» **Written request**: Give back the full listing, character for character, with no pictures.

» **Information supplied**:
——

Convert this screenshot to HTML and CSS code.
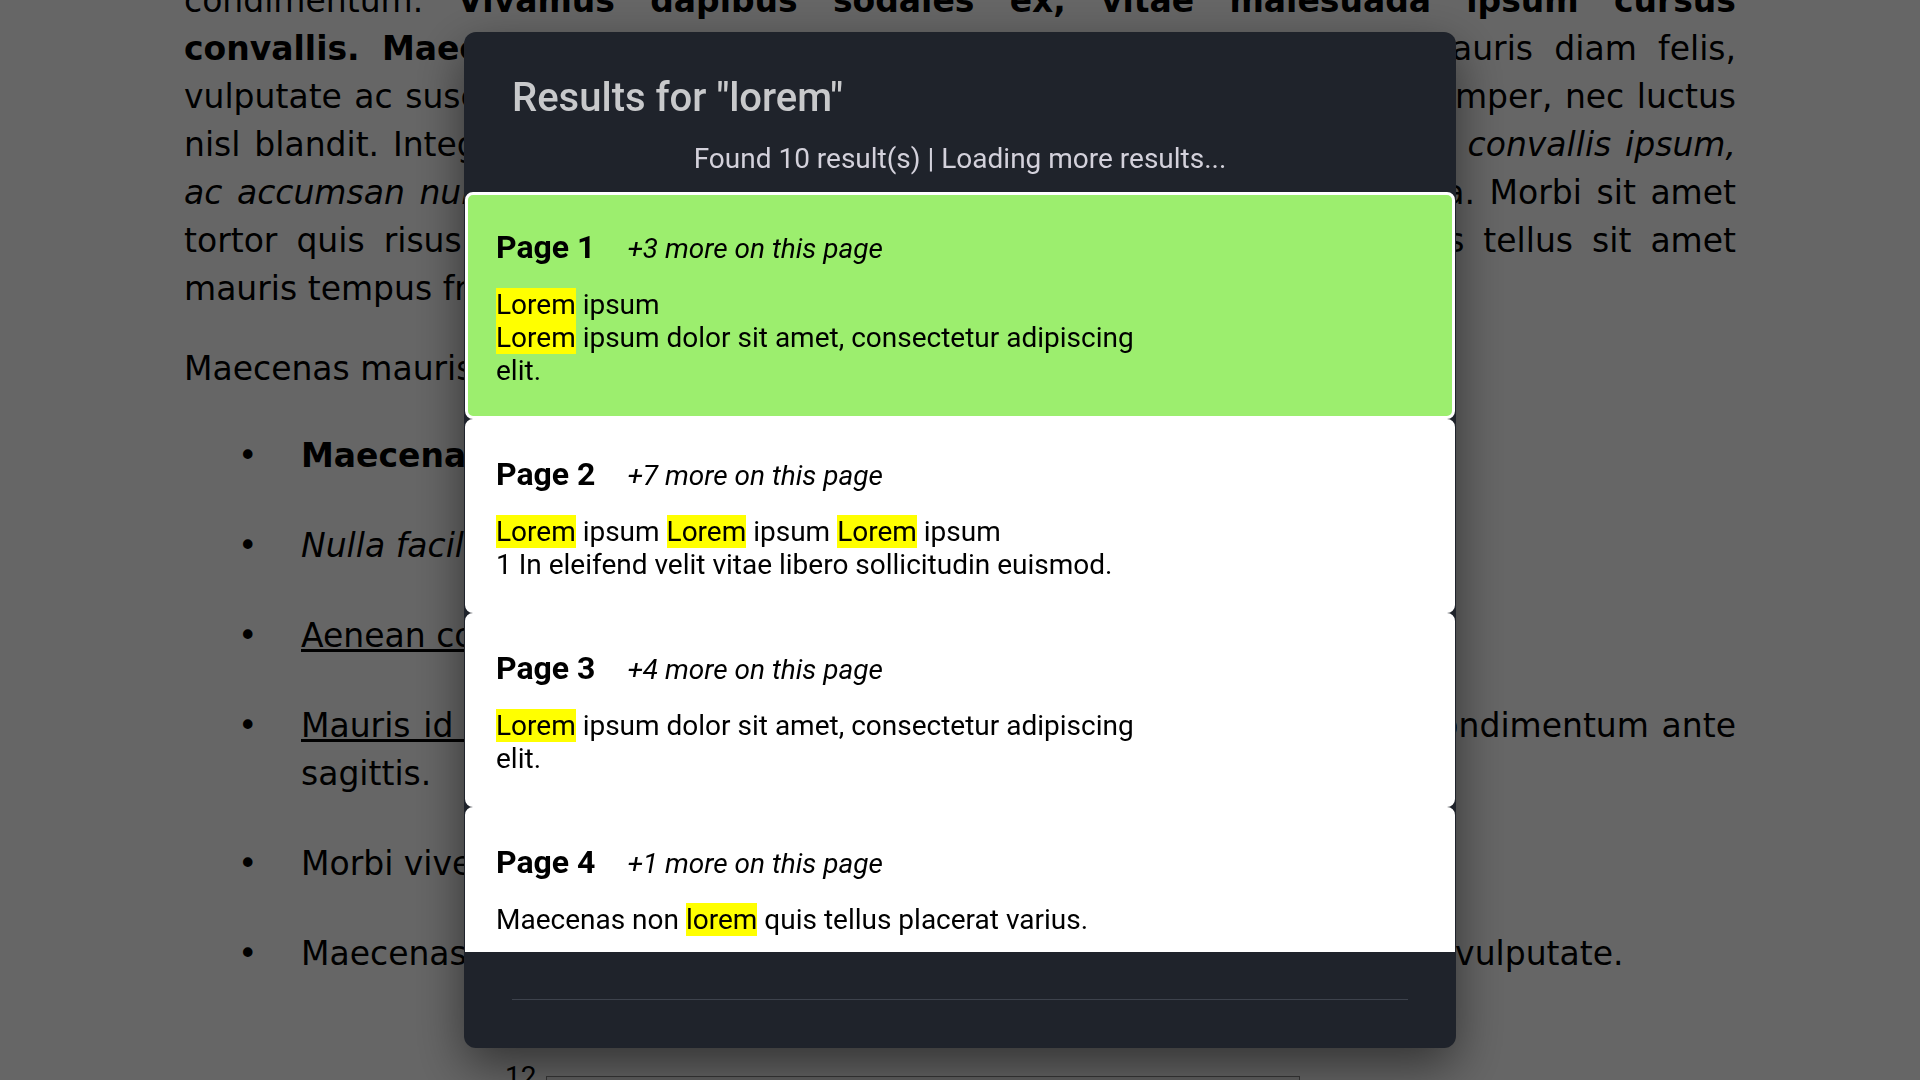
FILE: index.html
```html
<!DOCTYPE html>
<html lang="en">
<head>
<meta charset="utf-8">
<title>Search results</title>
<link rel="stylesheet" href="styles.css">
</head>
<body>
<main class="doc">
  <p class="justified">
    <span class="ln">condimentum. <b>Vivamus dapibus sodales ex, vitae malesuada ipsum cursus</b></span>
    <span class="ln"><b>convallis. Maecenas odio.</b> Sed faucibus varius turpis, non tempor mauris diam felis,</span>
    <span class="ln">vulputate ac suscipit erat pellentesque quam. Etiam lacinia nisl in ipsum semper, nec luctus</span>
    <span class="ln">nisl blandit. Integer posuere tellus sed quis neque pretium finibus, et vitae <i>convallis ipsum,</i></span>
    <span class="ln"><i>ac accumsan nulla</i> porta. Donec ultricies quam et sed dolor porta pharetra. Morbi sit amet</span>
    <span class="ln">tortor quis risus malesuada rhoncus. Curabitur purus lectus odio eu quis tellus sit amet</span>
    <span class="ln last">mauris tempus fringilla.</span>
  </p>
  <p class="second">Maecenas mauris elit, dignissim ac purus quis, tincidunt.</p>
  <ul class="items">
    <li><span class="txt"><b>Maecenas ultricies nunc eu lacus.</b></span></li>
    <li><span class="txt"><i>Nulla facilisi. Vivamus ut lorem.</i></span></li>
    <li><span class="txt"><a href="#">Aenean commodo ligula eget dolor.</a></span></li>
    <li><span class="txt justified"><span class="ln"><a href="#">Mauris id lorem</a> eget massa faucibus ultrices vel vitae augue, sed condimentum ante</span><span class="ln last">sagittis.</span></span></li>
    <li><span class="txt">Morbi viverra lacus vitae turpis.</span></li>
    <li><span class="txt">Maecenas pharetra lacus ut enim ultricies, et porttitor metus sodales vulputate.</span></li>
  </ul>
  <div class="meter-row">
    <span class="meter-label">12</span>
    <span class="meter-box"></span>
  </div>
</main>

<div class="overlay">
  <section class="modal" role="dialog" aria-labelledby="search-title">
    <header class="modal-head">
      <h2 id="search-title" class="modal-title">Results for "lorem"</h2>
      <p class="modal-status">Found 10 result(s) | Loading more results...</p>
    </header>
    <div class="results">
      <article class="result active">
        <h3 class="result-head">Page 1<em class="result-more">+3 more on this page</em></h3>
        <div class="snippet"><mark>Lorem</mark> ipsum</div>
        <div class="snippet"><mark>Lorem</mark> ipsum dolor sit amet, consectetur adipiscing elit.</div>
      </article>
      <article class="result">
        <h3 class="result-head">Page 2<em class="result-more">+7 more on this page</em></h3>
        <div class="snippet"><mark>Lorem</mark> ipsum <mark>Lorem</mark> ipsum <mark>Lorem</mark> ipsum</div>
        <div class="snippet">1 In eleifend velit vitae libero sollicitudin euismod.</div>
      </article>
      <article class="result">
        <h3 class="result-head">Page 3<em class="result-more">+4 more on this page</em></h3>
        <div class="snippet"><mark>Lorem</mark> ipsum dolor sit amet, consectetur adipiscing elit.</div>
      </article>
      <article class="result">
        <h3 class="result-head">Page 4<em class="result-more">+1 more on this page</em></h3>
        <div class="snippet">Maecenas non <mark>lorem</mark> quis tellus placerat varius.</div>
      </article>
      <article class="result">
        <h3 class="result-head">Page 5<em class="result-more">+2 more on this page</em></h3>
        <div class="snippet">Nulla facilisi. Vivamus ut <mark>lorem</mark> vel nisi tempor.</div>
      </article>
    </div>
    <footer class="modal-foot">
      <div class="foot-rule"></div>
    </footer>
  </section>
</div>
</body>
</html>
```

FILE: styles.css
```css
html, body {
  margin: 0;
  height: 100%;
  overflow: hidden;
}

body {
  background: #ffffff;
  color: #000000;
  font-family: "DejaVu Sans", "Liberation Sans", sans-serif;
  font-size: 33px;
  line-height: 48px;
}

.doc {
  width: 1552px;
  margin: -23px auto 0;
}

.doc p {
  margin: 0;
}

.justified .ln {
  display: block;
  text-align: justify;
  text-align-last: justify;
}

.justified .ln.last {
  text-align-last: left;
}

.doc .second {
  margin-top: 32px;
}

.items {
  list-style: none;
  margin: 39px 0 0;
  padding: 0 0 0 54px;
}

.items li {
  display: flex;
}

.items li + li {
  margin-top: 42px;
}

.items li::before {
  content: "\2022";
  flex: 0 0 63px;
}

.items .txt {
  flex: 1;
  min-width: 0;
}

.items a {
  color: inherit;
  text-decoration: underline;
}

.meter-row {
  display: flex;
  align-items: flex-start;
  margin: 82px 0 0 321px;
  font-family: Roboto, "Liberation Sans", sans-serif;
  font-size: 28px;
  line-height: normal;
}

.meter-box {
  width: 752px;
  height: 40px;
  margin: 16px 0 0 10px;
  border: 1px solid #8a8a8a;
  background: #f4f4f4;
}

/* overlay + dialog */

.overlay {
  position: fixed;
  inset: 0;
  background: rgba(0, 0, 0, 0.6);
  display: flex;
  align-items: center;
  justify-content: center;
}

.modal {
  width: 992px;
  height: 1016px;
  background: #1f232b;
  border-radius: 12px;
  box-shadow: 0 18px 50px rgba(0, 0, 0, 0.5);
  display: flex;
  flex-direction: column;
  overflow: hidden;
  font-family: Roboto, "Liberation Sans", sans-serif;
}

.modal-head {
  padding: 42px 48px 17px;
}

.modal-title {
  margin: 0 0 21px;
  font-size: 40px;
  font-weight: 500;
  line-height: normal;
  color: #c8c9cb;
}

.modal-status {
  margin: 0;
  font-size: 28px;
  line-height: normal;
  text-align: center;
  color: #d3d1db;
}

.results {
  flex: 1;
  min-height: 0;
  overflow: hidden;
  padding: 0 1px;
}

.result {
  background: #ffffff;
  border: 3px solid #ffffff;
  border-radius: 8px;
  padding: 33px 28px 29px;
  color: #000000;
}

.result.active {
  background: #9cee6e;
}

.result-head {
  margin: 0 0 22px;
  font-size: 32px;
  font-weight: 700;
  line-height: normal;
}

.result-more {
  margin-left: 32px;
  font-size: 28px;
  font-weight: 400;
  font-style: italic;
}

.snippet {
  max-width: 660px;
  font-size: 28px;
  line-height: normal;
}

.snippet mark {
  background: #ffff00;
  color: #000000;
}

.modal-foot {
  padding: 47px 48px 48px;
}

.foot-rule {
  height: 1px;
  background: #3d424c;
}
```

——

» **Solution for this exercise**:
Convert this screenshot to HTML and CSS code.
FILE: index.html
```html
<!DOCTYPE html>
<html lang="en">
<head>
<meta charset="utf-8">
<title>Search results</title>
<link rel="stylesheet" href="styles.css">
</head>
<body>
<main class="doc">
  <p class="justified">
    <span class="ln">condimentum. <b>Vivamus dapibus sodales ex, vitae malesuada ipsum cursus</b></span>
    <span class="ln"><b>convallis. Maecenas odio.</b> Sed faucibus varius turpis, non tempor mauris diam felis,</span>
    <span class="ln">vulputate ac suscipit erat pellentesque quam. Etiam lacinia nisl in ipsum semper, nec luctus</span>
    <span class="ln">nisl blandit. Integer posuere tellus sed quis neque pretium finibus, et vitae <i>convallis ipsum,</i></span>
    <span class="ln"><i>ac accumsan nulla</i> porta. Donec ultricies quam et sed dolor porta pharetra. Morbi sit amet</span>
    <span class="ln">tortor quis risus malesuada rhoncus. Curabitur purus lectus odio eu quis tellus sit amet</span>
    <span class="ln last">mauris tempus fringilla.</span>
  </p>
  <p class="second">Maecenas mauris elit, dignissim ac purus quis, tincidunt.</p>
  <ul class="items">
    <li><span class="txt"><b>Maecenas ultricies nunc eu lacus.</b></span></li>
    <li><span class="txt"><i>Nulla facilisi. Vivamus ut lorem.</i></span></li>
    <li><span class="txt"><a href="#">Aenean commodo ligula eget dolor.</a></span></li>
    <li><span class="txt justified"><span class="ln"><a href="#">Mauris id lorem</a> eget massa faucibus ultrices vel vitae augue, sed condimentum ante</span><span class="ln last">sagittis.</span></span></li>
    <li><span class="txt">Morbi viverra lacus vitae turpis.</span></li>
    <li><span class="txt">Maecenas pharetra lacus ut enim ultricies, et porttitor metus sodales vulputate.</span></li>
  </ul>
  <div class="meter-row">
    <span class="meter-label">12</span>
    <span class="meter-box"></span>
  </div>
</main>

<div class="overlay">
  <section class="modal" role="dialog" aria-labelledby="search-title">
    <header class="modal-head">
      <h2 id="search-title" class="modal-title">Results for "lorem"</h2>
      <p class="modal-status">Found 10 result(s) | Loading more results...</p>
    </header>
    <div class="results">
      <article class="result active">
        <h3 class="result-head">Page 1<em class="result-more">+3 more on this page</em></h3>
        <div class="snippet"><mark>Lorem</mark> ipsum</div>
        <div class="snippet"><mark>Lorem</mark> ipsum dolor sit amet, consectetur adipiscing elit.</div>
      </article>
      <article class="result">
        <h3 class="result-head">Page 2<em class="result-more">+7 more on this page</em></h3>
        <div class="snippet"><mark>Lorem</mark> ipsum <mark>Lorem</mark> ipsum <mark>Lorem</mark> ipsum</div>
        <div class="snippet">1 In eleifend velit vitae libero sollicitudin euismod.</div>
      </article>
      <article class="result">
        <h3 class="result-head">Page 3<em class="result-more">+4 more on this page</em></h3>
        <div class="snippet"><mark>Lorem</mark> ipsum dolor sit amet, consectetur adipiscing elit.</div>
      </article>
      <article class="result">
        <h3 class="result-head">Page 4<em class="result-more">+1 more on this page</em></h3>
        <div class="snippet">Maecenas non <mark>lorem</mark> quis tellus placerat varius.</div>
      </article>
      <article class="result">
        <h3 class="result-head">Page 5<em class="result-more">+2 more on this page</em></h3>
        <div class="snippet">Nulla facilisi. Vivamus ut <mark>lorem</mark> vel nisi tempor.</div>
      </article>
    </div>
    <footer class="modal-foot">
      <div class="foot-rule"></div>
    </footer>
  </section>
</div>
</body>
</html>
```

FILE: styles.css
```css
html, body {
  margin: 0;
  height: 100%;
  overflow: hidden;
}

body {
  background: #ffffff;
  color: #000000;
  font-family: "DejaVu Sans", "Liberation Sans", sans-serif;
  font-size: 33px;
  line-height: 48px;
}

.doc {
  width: 1552px;
  margin: -23px auto 0;
}

.doc p {
  margin: 0;
}

.justified .ln {
  display: block;
  text-align: justify;
  text-align-last: justify;
}

.justified .ln.last {
  text-align-last: left;
}

.doc .second {
  margin-top: 32px;
}

.items {
  list-style: none;
  margin: 39px 0 0;
  padding: 0 0 0 54px;
}

.items li {
  display: flex;
}

.items li + li {
  margin-top: 42px;
}

.items li::before {
  content: "\2022";
  flex: 0 0 63px;
}

.items .txt {
  flex: 1;
  min-width: 0;
}

.items a {
  color: inherit;
  text-decoration: underline;
}

.meter-row {
  display: flex;
  align-items: flex-start;
  margin: 82px 0 0 321px;
  font-family: Roboto, "Liberation Sans", sans-serif;
  font-size: 28px;
  line-height: normal;
}

.meter-box {
  width: 752px;
  height: 40px;
  margin: 16px 0 0 10px;
  border: 1px solid #8a8a8a;
  background: #f4f4f4;
}

/* overlay + dialog */

.overlay {
  position: fixed;
  inset: 0;
  background: rgba(0, 0, 0, 0.6);
  display: flex;
  align-items: center;
  justify-content: center;
}

.modal {
  width: 992px;
  height: 1016px;
  background: #1f232b;
  border-radius: 12px;
  box-shadow: 0 18px 50px rgba(0, 0, 0, 0.5);
  display: flex;
  flex-direction: column;
  overflow: hidden;
  font-family: Roboto, "Liberation Sans", sans-serif;
}

.modal-head {
  padding: 42px 48px 17px;
}

.modal-title {
  margin: 0 0 21px;
  font-size: 40px;
  font-weight: 500;
  line-height: normal;
  color: #c8c9cb;
}

.modal-status {
  margin: 0;
  font-size: 28px;
  line-height: normal;
  text-align: center;
  color: #d3d1db;
}

.results {
  flex: 1;
  min-height: 0;
  overflow: hidden;
  padding: 0 1px;
}

.result {
  background: #ffffff;
  border: 3px solid #ffffff;
  border-radius: 8px;
  padding: 33px 28px 29px;
  color: #000000;
}

.result.active {
  background: #9cee6e;
}

.result-head {
  margin: 0 0 22px;
  font-size: 32px;
  font-weight: 700;
  line-height: normal;
}

.result-more {
  margin-left: 32px;
  font-size: 28px;
  font-weight: 400;
  font-style: italic;
}

.snippet {
  max-width: 660px;
  font-size: 28px;
  line-height: normal;
}

.snippet mark {
  background: #ffff00;
  color: #000000;
}

.modal-foot {
  padding: 47px 48px 48px;
}

.foot-rule {
  height: 1px;
  background: #3d424c;
}
```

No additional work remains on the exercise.